Our observations of dogs are filtered through these concepts of rank, class and “top-down” control. We justify this structure and our own acts of aggression and domination by believing in the dog’s dominating and aggressive nature. To believe that canines seek power with the intent to dominate and rule over the many is to believe them to be human. And so is believing that they aggress with intent to hurt or destroy. This isn’t the way dogs live; this is the way humans live. What we think we are seeing in canine behavior is actually just a reflection of our own beliefs and concepts. Until we become aware of their presence and their influence upon us, we have no ability to judge their aptness or to alter or abolish them. We will continue to perceive reality through them, seek their validation, and be blind to and resist that which actually manifests before us.

Finding Our Way Back Home

Hidden behind the veil of these constructs of reality is a clear and present moment of thinking, feeling, being experience. The actual dog exists within this moment and in it, we are the same. But the course of human evolution separated us from this critical axis of life. As our awareness of the fullness of our reality atrophied, we separated from the clear and present moment and from each other. Today, we inhabit a world of intellect, knowledge and reason. We see metaphors of rank and order because we live in them and unconsciously create them. The words we use to speak about canines and human-canine relationships perpetuate them. What we think we see “out there” actually lives within us.

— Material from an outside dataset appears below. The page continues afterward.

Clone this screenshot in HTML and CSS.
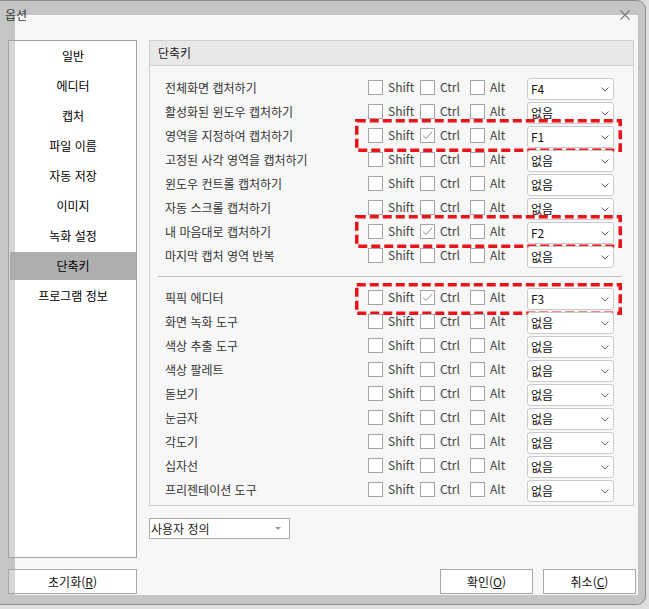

Our ancient ancestors spoke of the primordial “First Time,” when possibility was converted to actuality and the universe appeared. Consciousness arose and in it was the seed of the source. This is the place where we all meet. Truly, each conscious seed is equally significant in the whole story of the stars. It will be us—you and I—who, with our every-day actions and attitudes toward “the other,” will cause the pyramid to once again stand on its tip. And when we do, notions of superiority and dominance will be ridiculous contradictions. They will be attacks on the sanctity of the whole.